Drew Nelson (3 August 1956 – 10 October 2016) was a Northern Irish solicitor and politician. He was the Grand Secretary of the Grand Orange Lodge of Ireland from 2005 to 2016.

==Biography==
Nelson grew up on a family farm in the town land of Listullycurran, Dromore, County Down. He went on to study at Wallace High School and then to Queen's University Belfast and attained his Bachelor of Laws in 1981. He set up his own law practice two years after graduation.

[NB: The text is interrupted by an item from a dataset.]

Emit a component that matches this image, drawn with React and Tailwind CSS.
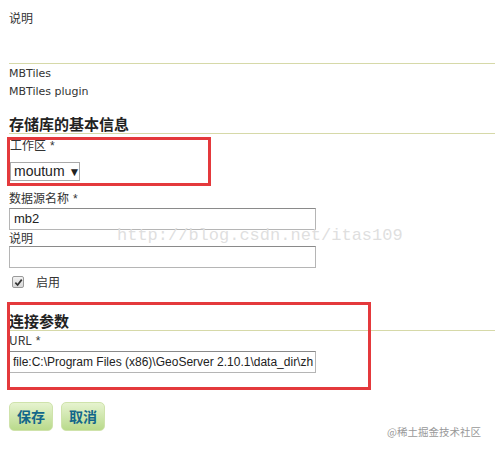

He joined the Ulster Defence Regiment (UDR) while studying at Queen's University Belfast in 1977 and rose to the rank of Lieutenant. One such incident that led him to joining the Security Forces was on 7 April 1976, when three members of the Herron family from Dromore were murdered by the IRA in their drapery store. William Herron, who was murdered along with his wife and daughter, was a member of a local Dromore Orange Lodge. The murder of the Herons encouraged Drew down the path of military service and eventually politics. It was one reason, of many, why he was so eager to serve his country and in later years to fight for the innocent victims of terrorism. He left the UDR on entering politics in 1989.

He was a former District Master of Lower Iveagh District in County Down and a member of Listullycurran LOL 616, in which he served as Secretary until his death. He was also a member of the Royal Black Institution.

In the 1992 general election, Nelson was selected by the South Down constituency of the Ulster Unionist Party to succeed Enoch Powell as parliamentary candidate. He lost to the incumbent, Social Democratic and Labour Party candidate Eddie McGrady by 6,000 votes. In 1989, he topped the poll in Dromore DEA and was elected to Banbridge District Council. He retained his seat in 1993 and went on to become Chairman of the Council before standing down in 1997. In 1996, he was fourth on the UUP list for election to the Northern Ireland Forum in South Belfast He supported John Taylor in his bid to replace James Molyneaux as Leader in 1995. In 2004, he left the UUP. The following year, he became Grand Secretary of the Orange Institution.

During his period of office, Nelson was part of Orange delegations which met with senior political and civic figures, including successive British First Ministers and Secretary of States, United States ambassadors, Irish Taoiseach Enda Kenny, former Irish President Mary McAleese, Seán Cardinal Brady, SDLP members, and others.

Nelson held a keen interest in local history as well as interests in the plight of French Protestants, the Huguenots, and the Reformation. He was a keen traveler, being a regular visitor to France to trace the plight of the Huguenots, and other parts of Europe where there were once Protestant minorities persecuted for their faith.

==Death==
Nelson died on 10 October 2016, following a short illness, aged 60.

==Political stances==
In 1996, Nelson expressed support for the UUP ending or reforming its link with the Orange Order in an attempt to broaden its appeal, for which he was heckled.

He supported power sharing with the SDLP in a devolved unitary legislature, but opposed the 1998 Belfast Agreement.